MONTPELIER — As COVID-19 vaccinations ramp up in Vermont, state officials have announced that some pandemic-related restrictions will begin rolling back next week.
Gov. Phil Scott announced during a press conference Friday that, beginning Tuesday, Feb. 23, fully vaccinated Vermonters will no longer have to quarantine after traveling out of state. Those coming from out of state will also not need to quarantine if they can provide proof of full vaccination.
“We’re going to do this carefully and methodically, like we have throughout the pandemic,” Scott said, noting that residents would still be expected to comply with health guidelines like masking and social distancing.
Agency of Human Services Secretary Mike Smith followed this with an announcement that visitation and congregation guidance at some long-term care facilities would also be relaxed next week.
Here are three key takeaways from Friday’s press conference:
1. Travel restrictions loosened
Scott said Vermonters must have received two vaccine doses to be considered fully vaccinated, and will only be eligible for the reduced travel restriction two weeks after the second dose. He said that fully vaccinated Vermonters will receive vaccination cards, and that these cards should be on hand when Vermonters travel in or out of state so that they can be displayed upon request.
If case numbers continue to decline, Scott said the state may further loosen restrictions.

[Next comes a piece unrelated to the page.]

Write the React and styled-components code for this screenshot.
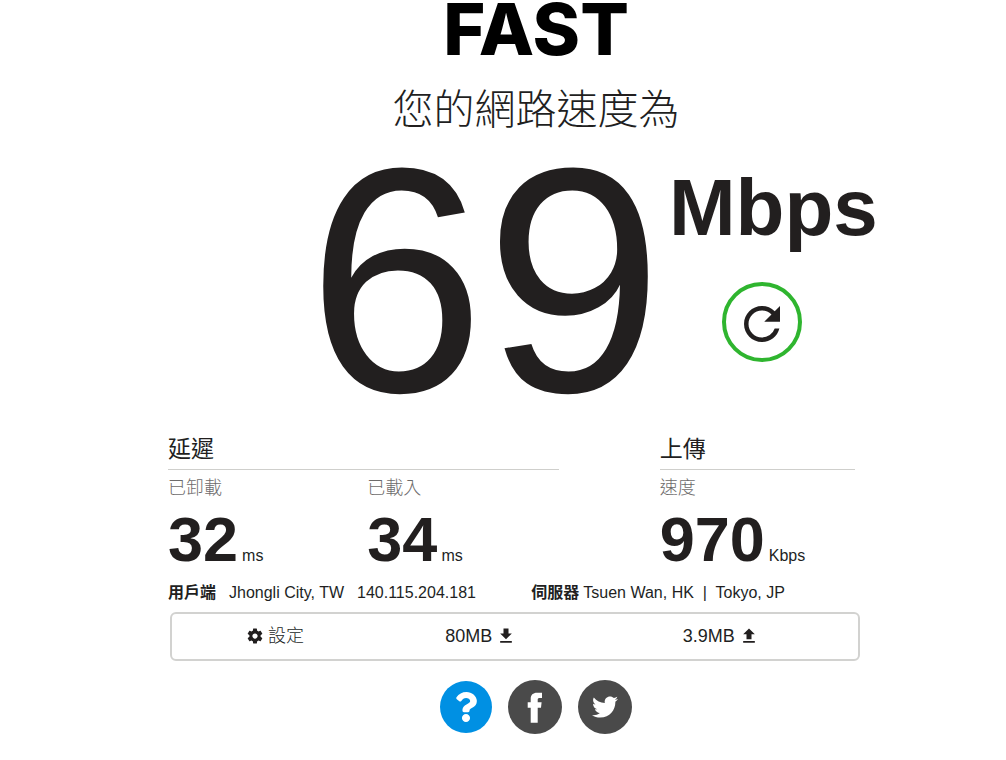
import React from "react";
import styled, { createGlobalStyle } from "styled-components";
import { FaQuestion, FaTwitter } from "react-icons/fa";

const sans = `"Liberation Sans", "Noto Sans CJK TC", sans-serif`;

const GlobalStyle = createGlobalStyle`
  *, *::before, *::after { box-sizing: border-box; }
  body {
    margin: 0;
    background: #fff;
    color: #221f1f;
    font-family: ${sans};
    font-size: 16px;
    line-height: 20px;
  }
  h1, h2, h3, p, dl, dt, dd { margin: 0; font: inherit; }
  button { border: 0; padding: 0; background: none; color: inherit; font: inherit; cursor: pointer; }
`;

const Page = styled.main`
  padding: 0 0 24px 66px;
`;

const Logo = styled.h1`
  && {
    font: 800 72px/58px Inter, sans-serif;
    color: #000;
    text-align: center;
  }
`;

const Title = styled.p`
  && {
    font-size: 41px;
    font-weight: 300;
    line-height: 60px;
    margin-top: 22px;
    text-align: center;
  }
`;

const Speed = styled.section`
  display: flex;
  align-items: flex-start;
  gap: 6px;
  padding-left: 241px;
`;

const SpeedValue = styled.output`
  font-size: 320px;
  line-height: 280px;
`;

const SpeedSide = styled.div`
  display: flex;
  flex-direction: column;
  align-items: flex-start;
  gap: 30px;
  padding-top: 24px;
`;

const SpeedUnit = styled.span`
  font-size: 80px;
  font-weight: 700;
  line-height: 88px;
`;

const RetryButton = styled.button`
  && {
    display: grid;
    place-items: center;
    width: 80px;
    height: 80px;
    margin-left: 53px;
    padding-top: 4px;
    border: 4px solid #2fb52f;
    border-radius: 50%;
  }
`;

const Icon = styled.svg`
  display: block;
  width: ${(p) => p.$size}px;
  height: ${(p) => p.$size}px;
  fill: currentColor;
`;

const Details = styled.section`
  margin-top: 9px;
  padding: 0 146px 0 102px;
`;

const Groups = styled.div`
  display: grid;
  grid-template-columns: 2fr 1fr;
  column-gap: 101px;
  padding-right: 5px;
`;

const GroupTitle = styled.h2`
  && {
    font-size: 23px;
    line-height: 40px;
    border-bottom: 1px solid #cfcfcc;
  }
`;

const Metrics = styled.dl`
  display: grid;
  grid-template-columns: repeat(${(p) => p.$columns}, 1fr);
  column-gap: 8px;
`;

const MetricLabel = styled.dt`
  && {
    font-size: 18px;
    font-weight: 300;
    line-height: 36px;
    color: #6d6b6b;
  }
`;

const MetricValue = styled.dd`
  display: flex;
  align-items: baseline;
  gap: 4px;
`;

const Figure = styled.span`
  font-size: 63px;
  font-weight: 700;
  line-height: 66px;
`;

const Places = styled.dl`
  && {
    display: grid;
    grid-template-columns: 21fr 19fr;
    margin-top: 2px;
    line-height: 38px;
  }
`;

const Place = styled.div`
  display: flex;
  gap: ${(p) => p.$gap}px;
  white-space: nowrap;

  dt { font-weight: 700; }
  dd { display: flex; gap: 13px; }
`;

const Bar = styled.div`
  display: grid;
  grid-template-columns: 3fr 3fr 4fr;
  align-items: center;
  height: 49px;
  margin-left: 2px;
  padding-bottom: 2px;
  border: 2px solid #d2d2d0;
  border-radius: 6px;
`;

const BarItem = styled.div`
  display: flex;
  align-items: center;
  justify-content: center;
  gap: 4px;
`;

const SettingsButton = styled.button`
  && {
    display: flex;
    align-items: center;
    gap: 4px;
    font-size: 18px;
    font-weight: 300;
  }
`;

const Usage = styled.span`
  font-size: 18px;
`;

const Links = styled.nav`
  display: flex;
  align-items: center;
  justify-content: center;
  gap: 16px;
  margin-top: 19px;
`;

const RoundLink = styled.a`
  display: grid;
  place-items: center;
  width: ${(p) => p.$size}px;
  height: ${(p) => p.$size}px;
  border-radius: 50%;
  background: ${(p) => p.$color};
  color: #fff;
`;

function Metric({ label, value, unit }) {
  return (
    <div>
      <MetricLabel>{label}</MetricLabel>
      <MetricValue>
        <Figure>{value}</Figure>
        <span>{unit}</span>
      </MetricValue>
    </div>
  );
}

export default function App() {
  return (
    <>
      <GlobalStyle />
      <Page>
        <Logo>FAST</Logo>
        <Title>您的網路速度為</Title>

        <Speed>
          <SpeedValue>69</SpeedValue>
          <SpeedSide>
            <SpeedUnit>Mbps</SpeedUnit>
            <RetryButton type="button" aria-label="重新測試">
              <Icon $size={54} viewBox="0 0 24 24" aria-hidden="true">
                <path d="M17.65 6.35A7.96 7.96 0 0 0 12 4c-4.42 0-7.99 3.58-7.99 8s3.57 8 7.99 8c3.73 0 6.84-2.55 7.73-6h-2.08A5.99 5.99 0 0 1 12 18c-3.31 0-6-2.69-6-6s2.69-6 6-6c1.66 0 3.14.69 4.22 1.78L13 11h7V4l-2.35 2.35z" />
              </Icon>
            </RetryButton>
          </SpeedSide>
        </Speed>

        <Details>
          <Groups>
            <section>
              <GroupTitle>延遲</GroupTitle>
              <Metrics $columns={2}>
                <Metric label="已卸載" value="32" unit="ms" />
                <Metric label="已載入" value="34" unit="ms" />
              </Metrics>
            </section>
            <section>
              <GroupTitle>上傳</GroupTitle>
              <Metrics $columns={1}>
                <Metric label="速度" value="970" unit="Kbps" />
              </Metrics>
            </section>
          </Groups>

          <Places>
            <Place $gap={13}>
              <dt>用戶端</dt>
              <dd>
                <span>Jhongli City, TW</span>
                <span>140.115.204.181</span>
              </dd>
            </Place>
            <Place $gap={4}>
              <dt>伺服器</dt>
              <dd>Tsuen Wan, HK &nbsp;|&nbsp; Tokyo, JP</dd>
            </Place>
          </Places>

          <Bar>
            <BarItem>
              <SettingsButton type="button">
                <Icon $size={18} viewBox="0 0 24 24" aria-hidden="true">
                  <path d="M19.43 12.98c.04-.32.07-.64.07-.98s-.03-.66-.07-.98l2.11-1.65c.19-.15.24-.42.12-.64l-2-3.46c-.12-.22-.39-.3-.61-.22l-2.49 1c-.52-.4-1.08-.73-1.69-.98l-.38-2.65A.49.49 0 0 0 14 2h-4c-.25 0-.46.18-.49.42l-.38 2.65c-.61.25-1.17.59-1.69.98l-2.49-1c-.23-.09-.49 0-.61.22l-2 3.46c-.13.22-.07.49.12.64l2.11 1.65c-.04.32-.07.65-.07.98s.03.66.07.98l-2.11 1.65c-.19.15-.24.42-.12.64l2 3.46c.12.22.39.3.61.22l2.49-1c.52.4 1.08.73 1.69.98l.38 2.65c.03.24.24.42.49.42h4c.25 0 .46-.18.49-.42l.38-2.65c.61-.25 1.17-.59 1.69-.98l2.49 1c.23.09.49 0 .61-.22l2-3.46c.12-.22.07-.49-.12-.64l-2.11-1.65zM12 15.5c-1.93 0-3.5-1.57-3.5-3.5s1.57-3.5 3.5-3.5 3.5 1.57 3.5 3.5-1.57 3.5-3.5 3.5z" />
                </Icon>
                設定
              </SettingsButton>
            </BarItem>
            <BarItem>
              <Usage>80MB</Usage>
              <Icon $size={20} viewBox="0 0 24 24" aria-hidden="true">
                <path d="M19 9h-4V3H9v6H5l7 7 7-7zM5 18v2h14v-2H5z" />
              </Icon>
            </BarItem>
            <BarItem>
              <Usage>3.9MB</Usage>
              <Icon $size={20} viewBox="0 0 24 24" aria-hidden="true">
                <path d="M9 16h6v-6h4l-7-7-7 7h4v6zm-4 2h14v2H5v-2z" />
              </Icon>
            </BarItem>
          </Bar>
        </Details>

        <Links>
          <RoundLink href="#help" $size={52} $color="#0090e3" aria-label="說明">
            <FaQuestion size={30} aria-hidden="true" />
          </RoundLink>
          <RoundLink href="#facebook" $size={54} $color="#4a4a4a" aria-label="Facebook">
            <Icon $size={54} viewBox="0 0 54 54" aria-hidden="true">
              <path d="M22.7 42.7V27.7H19.7V22.3H22.7V19C22.7 14.8 25 12.7 29 12.7H34V18H31.3C30 18 29.7 18.7 29.7 20V22.3H33.6L33 27.7H29.7V42.7Z" />
            </Icon>
          </RoundLink>
          <RoundLink href="#twitter" $size={54} $color="#4a4a4a" aria-label="Twitter">
            <FaTwitter size={26} aria-hidden="true" />
          </RoundLink>
        </Links>
      </Page>
    </>
  );
}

“What you can expect is as we continue to see the numbers go the right way, we’ll continue to turn the spigot a little bit more,” he said.
2. Updated long-term care facility guidance
Beginning next Friday, Feb. 26, Smith said fully vaccinated residents at long-term care facilities where there is no active outbreak may be able to take part in congregate activities. He said this would also depend on if the facility in question is within federal guidance for COVID-19 positivity rates.
Smith said visitations would also be allowed for facilities that meet the guidance criteria, but whether or not visitors must be vaccinated is being left up to the individual care facilities.
“We believe facilities can set a path forward and still maintain the safety standards we’ve been dedicated to throughout the pandemic,” said Health Commissioner Dr. Mark Levine.
According to Smith, 93% of long-term care facility residents have received their first dose, while 74% have received two doses and are fully vaccinated. In addition, he said 75% of staff across the state have been vaccinated.
Smith said the completed guidelines would be shared online and with facilities next week.
3. Next steps coming in March
With the state’s vaccine allocation increasing in recent weeks, and growing numbers of vaccination appointments, Smith said the next phase of the state’s vaccine rollout could come as soon as the first week of March.
Vermonters age 70 and older have been eligible for vaccination since Tuesday. As of Friday, 21,000 Vermonters in that age band had signed up for vaccination appointments, and 42,000 Vermonters across the state had received two doses and are considered fully vaccinated.
The next phase of vaccine rollout would make Vermonters age 65 and older eligible to schedule appointments. Once that phase is completed, the next phase would allow Vermonters with a certain list of high-risk medical conditions to be eligible.
To that end, Levine said type 1 diabetes would be added to the list of medical conditions eligible during that phase. Smith said that in addition to self-attesting for a condition, applicants in that phase will go through a verification process that has yet to be finalized.
“We’ll outline that as soon as we have the IT program put it together,” Smith said.